At first, in the early months of marriage, I didn't know anything was wrong. I felt like something wasn't right - that this wasn't what I expected - but what newlywed doesn't feel that way? But, it was more than that. Slowly the codependence, the manipulation, the instability, the lies grew. Like a frog that's placed in cold water before its slowly brought to a boil, I didn't realize the danger before it was almost too late.

But, God is good!
He IS The Rescuer, The Redeemer, The Warrior - and He was faithful.

"Beloved, I will not in any way fail you nor give you up nor leave you without support. I will not, I will not, I will not in any degree leave you helpless nor let you down nor relax my hold on you." (Hebrews 13:5 AMP)

"For the Lord your God is God of gods and Lord of lords, the great, the mighty, and the awesome God, who is not partial and takes no bribes. He executes justice for the fatherless and widows (husbandless), and loves the sojourner (the wanderer), giving them food and clothes." (Deut. 10:17-18)

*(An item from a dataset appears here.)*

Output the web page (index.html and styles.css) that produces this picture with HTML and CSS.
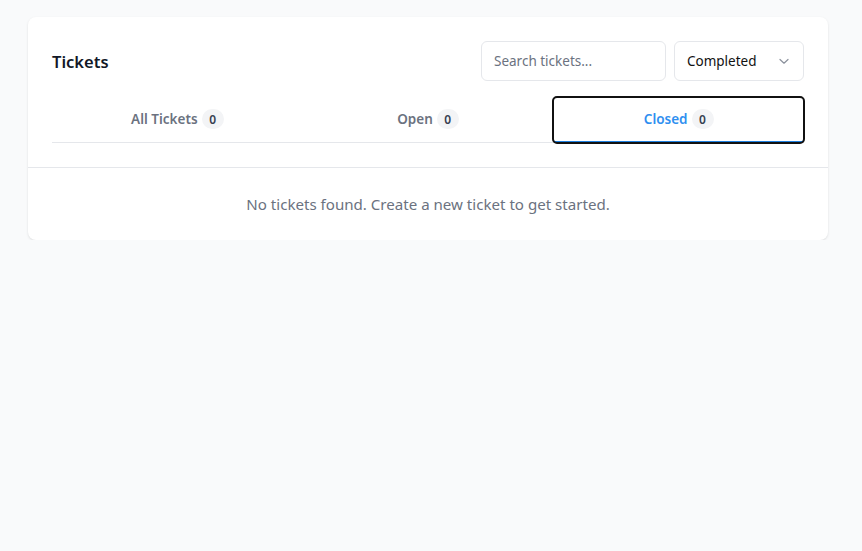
FILE: index.html
```html
<!DOCTYPE html>
<html lang="en">
<head>
<meta charset="utf-8">
<title>Tickets</title>
<link rel="stylesheet" href="styles.css">
</head>
<body>
<main class="page">
  <section class="card">
    <div class="card-header">
      <div class="toolbar">
        <h1 class="title">Tickets</h1>
        <div class="controls">
          <input class="search" type="text" placeholder="Search tickets...">
          <div class="select">
            <span>Completed</span>
            <svg class="chevron" width="12" height="12" viewBox="0 0 12 12" fill="none"><path d="M2 4.5 6 8.2l4-3.7" stroke="#8b919c" stroke-width="1.2" stroke-linecap="round" stroke-linejoin="round"/></svg>
          </div>
        </div>
      </div>
      <nav class="tabs">
        <button class="tab">All Tickets <span class="badge">0</span></button>
        <button class="tab">Open <span class="badge">0</span></button>
        <button class="tab active">Closed <span class="badge">0</span></button>
      </nav>
    </div>
    <div class="empty">No tickets found. Create a new ticket to get started.</div>
  </section>
</main>
</body>
</html>
```
FILE: styles.css
```css
* { box-sizing: border-box; }
html, body { margin: 0; padding: 0; }
body {
  background: #f9fafb;
  font-family: "Noto Sans", "Open Sans", sans-serif;
  color: #111827;
}
.page { padding: 17px 34px 0 28px; }
.card {
  width: 800px;
  background: #fff;
  border-radius: 8px;
  box-shadow: 0 1px 3px rgba(0,0,0,0.08), 0 1px 2px rgba(0,0,0,0.04);
}
.card-header {
  padding: 24px 24px 24px;
  border-bottom: 1px solid #e5e7eb;
}
.toolbar {
  display: flex;
  align-items: center;
  justify-content: space-between;
  height: 40px;
}
.title {
  margin: 0;
  font-size: 16.5px;
  line-height: 1;
  padding-top: 2px;
  font-weight: 600;
  color: #111827;
}
.controls { display: flex; gap: 8px; }
.search {
  width: 185px;
  height: 40px;
  border: 1px solid #e5e7eb;
  border-radius: 6px;
  padding: 0 12px;
  font-family: inherit;
  font-size: 13.5px;
  color: #111827;
  outline: none;
}
.search::placeholder { color: #6b7280; }
.select {
  width: 130px;
  height: 40px;
  border: 1px solid #e5e7eb;
  border-radius: 6px;
  padding: 0 13px 0 12px;
  display: flex;
  align-items: center;
  justify-content: space-between;
  font-size: 13.5px;
  color: #111;
}
.tabs {
  margin-top: 16px;
  display: grid;
  grid-template-columns: repeat(3, 1fr);
  border-bottom: 1px solid #e5e7eb;
}
.tab {
  height: 46px;
  background: none;
  border: none;
  border-bottom: 2px solid transparent;
  margin-bottom: -1px;
  display: flex;
  align-items: center;
  justify-content: center;
  gap: 4px;
  font-family: inherit;
  font-size: 13.5px;
  font-weight: 600;
  color: #6b7280;
  cursor: pointer;
  padding: 0;
}
.tab.active {
  color: #2f8ff0;
  border-bottom-color: #1d7fe0;
  outline: 2px solid #111;
  outline-offset: -1px;
  border-radius: 4px;
}
.badge {
  display: inline-flex;
  align-items: center;
  justify-content: center;
  min-width: 22px;
  height: 20px;
  padding: 0 7px;
  border-radius: 999px;
  background: #f3f4f6;
  color: #374151;
  font-size: 12px;
  font-weight: 600;
}
.empty {
  padding: 24px;
  text-align: center;
  font-size: 15.1px;
  line-height: 24px;
  color: #6b7280;
}
```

"Fear not, for I have redeemed you; I have called you by name, you are mine. When you pass through the waters, I will be with you; and through the rivers, they shall not overwhelm you; when you walk through fire you shall not be burned, and the flame shall not consume you. For I am the Lord your God, the Holy One of Israel, your Savior." (Isaiah 43:1-3)

Somehow, only by His provision, my sweet girl and I escaped. And, while those five years did leave wounds, they were fewer and shallower than they might have been.

The truth is...
My life looks NOTHING like it did two years ago. It's exponentially better! I now appreciate what I so long ago took for granted. Safety. Sanity. Peace. Stability. A life without fear, anxiety, trauma.

Like a wild horse, retaking its freedom after years of fences, gates and masters....Like a bird, taking to the skies after looking at the world through the bars of its cage....Freedom is slowly turning my wounds into scars and those scars into wings.